When you’re lost in the woods, all spiders are poisonous, and even pinecones can transform themselves into rattle snakes. Don’t ask me about the mechanics of this. I think it’s covered in “Tom Gordon.”
0.15 miles is approximately 750 feet. This may take you about 3 minutes to walk on flat uninterrupted ground. When you are lost, this may take more than an hour, because you are incapable of maintaining a straight line for any distance, and although you are certain that you are correcting back to the straight path after going around an obstacle, you’re wrong.

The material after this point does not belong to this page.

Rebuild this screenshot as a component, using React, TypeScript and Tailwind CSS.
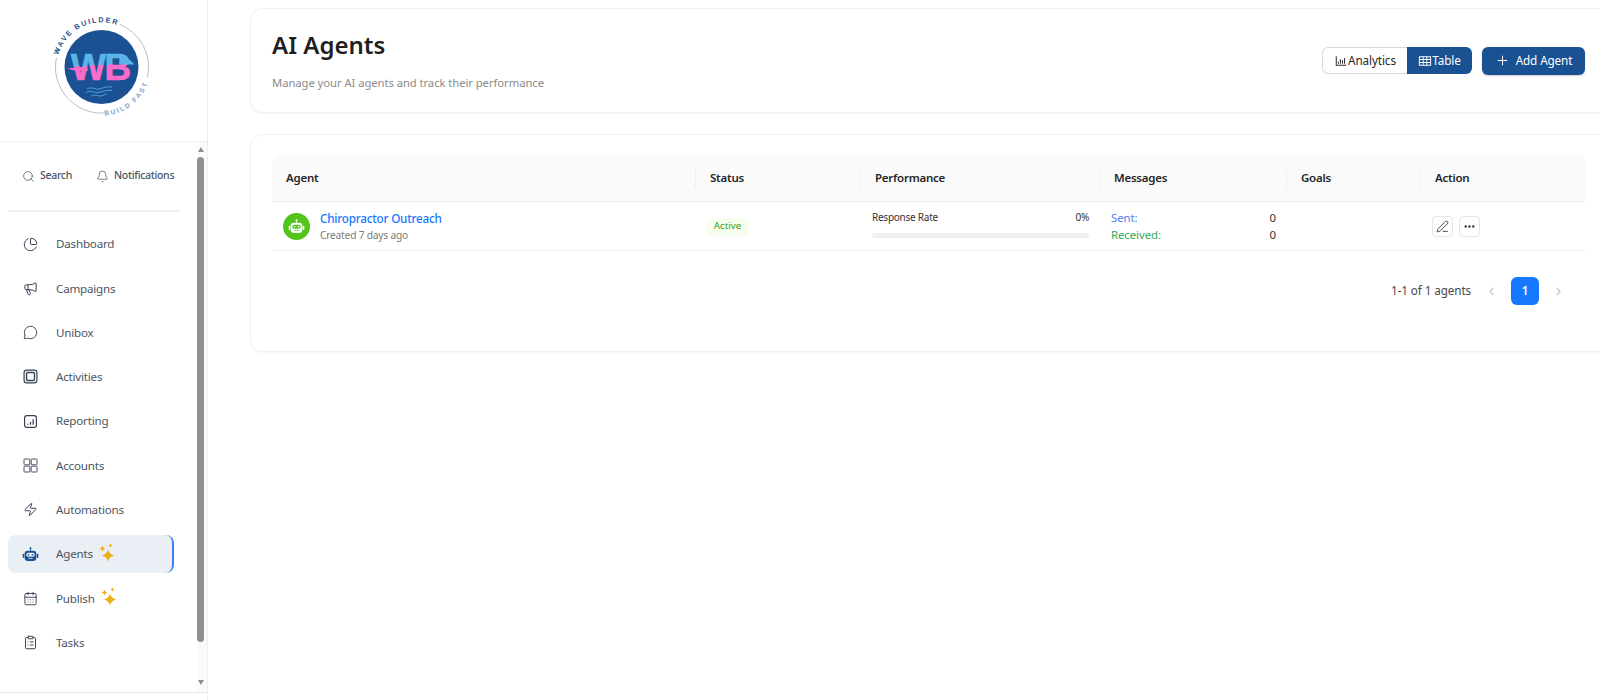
import { Bell, CalendarDays, ChartPie, ChevronLeft, ChevronRight, ClipboardList, Ellipsis, Megaphone, MessageCircle, PenLine, Plus, Search, Zap } from "lucide-react";
import { AiOutlineBarChart, AiOutlineTable } from "react-icons/ai";
import type { ReactNode } from "react";

function Logo() {
    return (
        <svg width="110" height="110" viewBox="0 0 110 110">
            <defs>
                <linearGradient id="wb" gradientUnits="userSpaceOnUse" x1="54.8" y1="45" x2="56" y2="65">
                    <stop offset="0.5" stopColor="#5ab4e8" />
                    <stop offset="0.5" stopColor="#f96cc8" />
                </linearGradient>
                <path id="arcTop" d="M 13.500 45 A 44.500 44.500 0 0 1 80 19" fill="none" />
                <path id="arcBottom" d="M 59.500 105.500 A 48.700 48.700 0 0 0 104.500 67" fill="none" />
            </defs>
            <path d="M 11.500 47.500 A 46 46 0 0 0 59 103" fill="none" stroke="#a8adb4" strokeWidth="0.8" />
            <path d="M 75 14.500 A 46 46 0 0 1 102.500 67" fill="none" stroke="#a8adb4" strokeWidth="0.8" />
            <circle cx="56.500" cy="57" r="37" fill="#1a5192" />
            <text fontFamily="'Liberation Sans', sans-serif" fontSize="7.200" fontWeight="700" letterSpacing="1.700" fill="#1a5192">
                <textPath href="#arcTop">WAVE BUILDER</textPath>
            </text>
            <text fontFamily="'Liberation Sans', sans-serif" fontSize="6.800" fontWeight="700" letterSpacing="1.800" fill="#7ea4c9">
                <textPath href="#arcBottom">BUILD FAST</textPath>
            </text>
            <text x="55" y="70" textAnchor="middle" fontFamily="'Liberation Sans', sans-serif" fontSize="37.500" fontWeight="700" letterSpacing="-2" stroke="url(#wb)" strokeWidth="0.500" fill="url(#wb)">WB</text>
            <polygon points="22,58.500 42,56.500 43,61 29,60.500" fill="#f96cc8" />
            <polygon points="75,43.500 81,46 89.500,54.500 74,54.500" fill="#5ab4e8" />
            <path d="M42 79c5-3 8 1 12 0s8-3 13-2M41 82.500c5-3 9 1 13 0s8-3 13-2M46 86c4-2 6 0 9 0s5-2 7-2" fill="none" stroke="#5ab4e8" strokeWidth="0.800" />
        </svg>
    );
}

function Robot({ size, color, visor }: { size: number; color: string; visor: string }) {
    return (
        <svg width={size} height={size} viewBox="0 0 20 20">
            <circle cx="10" cy="2.600" r="1.200" fill={color} />
            <rect x="9.500" y="3" width="1" height="3" fill={color} />
            <rect x="3" y="5.500" width="14" height="12" rx="4" fill={color} />
            <rect x="0.800" y="9" width="1.600" height="5" rx="0.800" fill={color} />
            <rect x="17.600" y="9" width="1.600" height="5" rx="0.800" fill={color} />
            <rect x="5" y="8" width="10" height="4.600" rx="2.300" fill={visor} />
            <circle cx="7.600" cy="10.300" r="1" fill={color} />
            <circle cx="12.400" cy="10.300" r="1" fill={color} />
            <rect x="7.500" y="14.300" width="5" height="1.100" rx="0.500" fill={visor} />
        </svg>
    );
}

function Sparkles() {
    return (
        <svg width="16" height="19" viewBox="0 0 16 19" fill="#e8b015">
            <path d="M9 6.500Q10 11 15 12.500Q10 14 9 18.500Q8 14 3 12.500Q8 11 9 6.500z" />
            <path d="M3.500 2.500Q4 5 6.500 5.500Q4 6 3.500 8.500Q3 6 0.500 5.500Q3 5 3.500 2.500z" />
            <path d="M11.500 0.500Q11.800 2 13.500 2.500Q11.800 3 11.500 4.500Q11.200 3 9.500 2.500Q11.200 2 11.500 0.500z" />
        </svg>
    );
}

function ActivitiesIcon() {
    return (
        <svg width="15" height="15" viewBox="0 0 14 14" fill="none" stroke="#374151" strokeWidth="1.100">
            <rect x="1" y="1" width="12" height="12" rx="2.500" />
            <rect x="3.300" y="3.300" width="7.400" height="7.400" rx="1" strokeWidth="1.300" />
        </svg>
    );
}

function ReportingIcon() {
    return (
        <svg width="15" height="15" viewBox="0 0 14 14" fill="none" stroke="#374151" strokeWidth="1.100">
            <rect x="1.500" y="1.500" width="11" height="11" rx="2" />
            <path d="M4.500 10V9M7 10V7.500M9.500 10V5" strokeWidth="1.200" />
        </svg>
    );
}

function AccountsIcon() {
    return (
        <svg width="15" height="15" viewBox="0 0 15 15" fill="none" stroke="#4b5563" strokeWidth="1">
            <rect x="1" y="1" width="5.800" height="5.800" rx="0.600" />
            <rect x="8.200" y="1" width="5.800" height="5.800" rx="0.600" />
            <rect x="1" y="8.200" width="5.800" height="5.800" rx="0.600" />
            <rect x="8.200" y="8.200" width="5.800" height="5.800" rx="0.600" />
        </svg>
    );
}

const navItems: { label: string; icon: ReactNode; active?: boolean; spark?: boolean }[] = [
    { label: "Dashboard", icon: <ChartPie size={15} strokeWidth={1.6} /> },
    { label: "Campaigns", icon: <Megaphone size={15} strokeWidth={1.6} /> },
    { label: "Unibox", icon: <MessageCircle size={15} strokeWidth={1.5} /> },
    { label: "Activities", icon: <ActivitiesIcon /> },
    { label: "Reporting", icon: <ReportingIcon /> },
    { label: "Accounts", icon: <AccountsIcon /> },
    { label: "Automations", icon: <Zap size={15} strokeWidth={1.6} /> },
    { label: "Agents", icon: <Robot size={17} color="#1a5192" visor="#e9eff4" />, active: true, spark: true },
    { label: "Publish", icon: <CalendarDays size={15} strokeWidth={1.5} />, spark: true },
    { label: "Tasks", icon: <ClipboardList size={15} strokeWidth={1.6} /> },
];

function Sidebar() {
    return (
        <aside className="w-[208px] h-[700px] shrink-0 bg-white border-r border-[#eceef5] flex flex-col">
            {/* Logo */}
            <div className="h-[142px] shrink-0 border-b border-[#f0f1f6] pl-[45px] pt-[10px]">
                <Logo />
            </div>

            <div className="h-[551px] shrink-0 border-b border-[#e6e8ee] flex">
                <div className="w-[197px] shrink-0">
                    <div className="flex items-center h-[20px] mt-[24px] text-[10.500px] tracking-[-0.3px] font-medium text-[#4b5563] pl-[22px]">
                        <Search size={13} strokeWidth={1.4} />
                        <span className="ml-[5px]">Search</span>
                        <Bell size={13} strokeWidth={1.4} className="ml-[24px]" />
                        <span className="ml-[5px]">Notifications</span>
                    </div>
                    <div className="h-[2px] w-[172px] ml-[8px] mt-[24px] bg-[#f0f1f6]" />

                    {/* Nav */}
                    <nav className="mt-[13px] flex flex-col gap-[6.300px] w-[166px] ml-[8px]">
                        {navItems.map((item) => (
                            <a
                                key={item.label}
                                href="#"
                                className={
                                    item.active
                                        ? "h-[38px] flex items-center rounded-lg bg-[#e9eff4] border-r-2 border-[#3b82f6] text-[11.600px] tracking-[-0.2px] text-[#4b5563]"
                                        : "h-[38px] flex items-center rounded-lg text-[11.600px] tracking-[-0.2px] text-[#4b5563]"
                                }
                            >
                                <span className="w-[48px] pr-[4px] flex justify-center text-[#374151]">{item.icon}</span>
                                <span>{item.label}</span>
                                {item.spark && (
                                    <span className="ml-[6px] -mt-[3px]">
                                        <Sparkles />
                                    </span>
                                )}
                            </a>
                        ))}
                    </nav>
                </div>

                {/* Scrollbar */}
                <div className="w-[10px] shrink-0 bg-[#fafafa] flex flex-col items-start">
                    <div className="w-0 h-0 mt-[5px] ml-[0.500px] border-x-[3.500px] border-x-transparent border-b-[5px] border-b-[#8f8f8f]" />
                    <div className="w-[7px] h-[485px] mt-[5px] rounded-[4px] bg-[#8f8f8f]" />
                    <div className="w-0 h-0 mt-[38px] ml-[0.500px] border-x-[3.500px] border-x-transparent border-t-[5px] border-t-[#8f8f8f]" />
                </div>
            </div>
        </aside>
    );
}

function Header() {
    return (
        <div className="w-[1363px] h-[105px] rounded-xl border border-[#f0f0f0] shadow-[0_1px_2px_rgba(0,0,0,0.04)] flex items-center justify-between pl-[21px] pr-[27px]">
            <div>
                <h1 className="text-[24px] leading-[32px] font-semibold text-[#1f1f1f] -mt-[1px]">AI Agents</h1>
                <p className="mt-[14px] text-[11.300px] tracking-[-0.08px] leading-[16px] text-[#8c8c8c]">Manage your AI agents and track their performance</p>
            </div>
            <div className="flex items-center gap-[10px]">
                <div className="flex h-[27px] text-[11.700px] tracking-[-0.1px]">
                    <button className="w-[85px] flex items-center justify-center rounded-l-md border border-r-0 border-[#d9d9d9] text-[#262626] bg-white">
                        <AiOutlineBarChart size={14} />
                        Analytics
                    </button>
                    <button className="w-[65px] flex items-center justify-center rounded-r-md bg-[#1a5192] text-white">
                        <AiOutlineTable size={14} />
                        Table
                    </button>
                </div>
                <button className="w-[103px] h-[28px] flex items-center justify-center gap-[6px] rounded-md bg-[#1a5192] text-white text-[11.700px] tracking-[-0.1px] shadow-[0_1px_2px_rgba(0,0,0,0.2)]">
                    <Plus size={15} strokeWidth={1.6} />
                    Add Agent
                </button>
            </div>
        </div>
    );
}

function Divider() {
    return <span className="w-px h-[19px] bg-[#efefef] shrink-0" />;
}

const columns = ["Agent", "Status", "Performance", "Messages", "Goals", "Action"];

function AgentsTable() {
    return (
        <div className="w-[1363px] h-[218px] mt-[21px] rounded-xl border border-[#f0f0f0] shadow-[0_1px_2px_rgba(0,0,0,0.04)] pl-[21px] pt-[20px]">
            <div className="w-[1313px] text-[12px]">
                <div className="h-[47px] grid grid-cols-[423px_165px_239px_187px_134px_165px] items-center bg-[#fafafa] rounded-t-lg border-b border-[#f0f0f0] font-semibold text-[11.500px] tracking-[-0.25px] text-[#262626]">
                    {columns.map((col, i) => (
                        <div key={col} className="flex items-center">
                            {i > 0 && <Divider />}
                            <span className="ml-[13px] pl-px">{col}</span>
                        </div>
                    ))}
                </div>

                <div className="h-[49px] grid grid-cols-[423px_165px_239px_187px_134px_165px] items-center border-b border-[#f0f0f0]">
                    <div className="flex items-center pl-[11px]">
                        <span className="w-[27px] h-[27px] rounded-full bg-[#52c41a] flex items-center justify-center">
                            <Robot size={17} color="#ffffff" visor="#52c41a" />
                        </span>
                        <div className="ml-[10px] pt-[1px]">
                            <div className="text-[11.700px] tracking-[-0.2px] leading-[16px] font-medium text-[#1677ff]">Chiropractor Outreach</div>
                            <div className="text-[10.200px] tracking-[-0.2px] leading-[15px] mt-[2px] text-[#7a7a7a]">Created 7 days ago</div>
                        </div>
                    </div>
                    <div className="pl-[12px]">
                        <span className="inline-flex items-center justify-center w-[41px] h-[18px] rounded bg-[#f6ffed] text-[9.800px] text-[#389e0d]">Active</span>
                    </div>
                    <div className="pl-[12px] pr-[10px] -mt-[5px]">
                        <div className="flex justify-between text-[10px] tracking-[-0.25px] leading-[14px] text-[#333333]">
                            <span>Response Rate</span>
                            <span>0%</span>
                        </div>
                        <div className="h-[5px] mt-[9px] rounded-full bg-[#f0f0f0]" />
                    </div>
                    <div className="pl-[12px] pr-[10px] -mt-[1px] text-[11.400px] tracking-[-0.08px] leading-[17px]">
                        <div className="flex justify-between">
                            <span className="text-[#4f7df0]">Sent:</span>
                            <span className="text-[#333333]">0</span>
                        </div>
                        <div className="flex justify-between">
                            <span className="text-[#34a853]">Received:</span>
                            <span className="text-[#333333]">0</span>
                        </div>
                    </div>
                    <div />
                    <div className="flex items-center gap-[6px] pl-[12px]">
                        <button className="w-[21px] h-[21px] flex items-center justify-center rounded border border-[#e5e5e5] text-[#262626]">
                            <PenLine size={13} strokeWidth={1.5} />
                        </button>
                        <button className="w-[21px] h-[21px] flex items-center justify-center rounded border border-[#e5e5e5] text-[#333333]">
                            <Ellipsis size={13} strokeWidth={2.4} />
                        </button>
                    </div>
                </div>

                {/* Pagination */}
                <div className="flex items-center justify-end mt-[26px] pr-[20px] text-[11.700px] tracking-[-0.1px] text-[#4a4a4a]">
                    <span>1-1 of 1 agents</span>
                    <ChevronLeft size={13} className="ml-[14px] text-[#c4c4c4]" />
                    <span className="w-[28px] h-[28px] ml-[13px] flex items-center justify-center rounded-md bg-[#1677ff] text-white font-semibold">1</span>
                    <ChevronRight size={13} className="ml-[13px] text-[#c4c4c4]" />
                </div>
            </div>
        </div>
    );
}

export default function App() {
    return (
        <div className="w-[1600px] h-[700px] overflow-hidden bg-white flex font-['Noto_Sans',sans-serif]">
            <Sidebar />
            <main className="flex-1 pl-[42px] pt-[8px]">
                <Header />
                <AgentsTable />
            </main>
        </div>
    );
}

And, if you missed the other tips, here’s the important one. Never leave the trail. Never leave the trail. Never leave the trail.
Ok, that was a *REALLY* scary hour. Or was it just 20 minutes? I’m really not sure.
Then, suddenly, you emerge back onto the 4-foot-wide pave trail, with startled pleasure-walker tourists and their kids in strollers, looking with mild curiousity at your wild eyes and soaked-to-the-waist jeans, and it all seems vaguely silly and not worth talking about. “Oh, don’t mind me. I just spent the last 2 hours – or was it 15 minutes – in terror and certain that I’d be eating leaves and grass by sundown.”
Sheesh.
Oh, and just so there’s no confusion, I *did* find the cache, and logged it. So there. Nyeah.
Yawn
Morning.
I’m enjoying a spot of tea (frightfully civilized, wot?) by my campsite. I’m still not quite sure of my plans for the day. Yesterday was very frustrating. And, at this price, I really don’t want to stay here, as nice as it is.
I had thought of going to the little church just inside the National park. I have been curious, for about 15 years now, what it is like. I think I can still make it on time, but my tent is still rather wet.
I guess I’ll try. I wonder what traffic will be like this morning.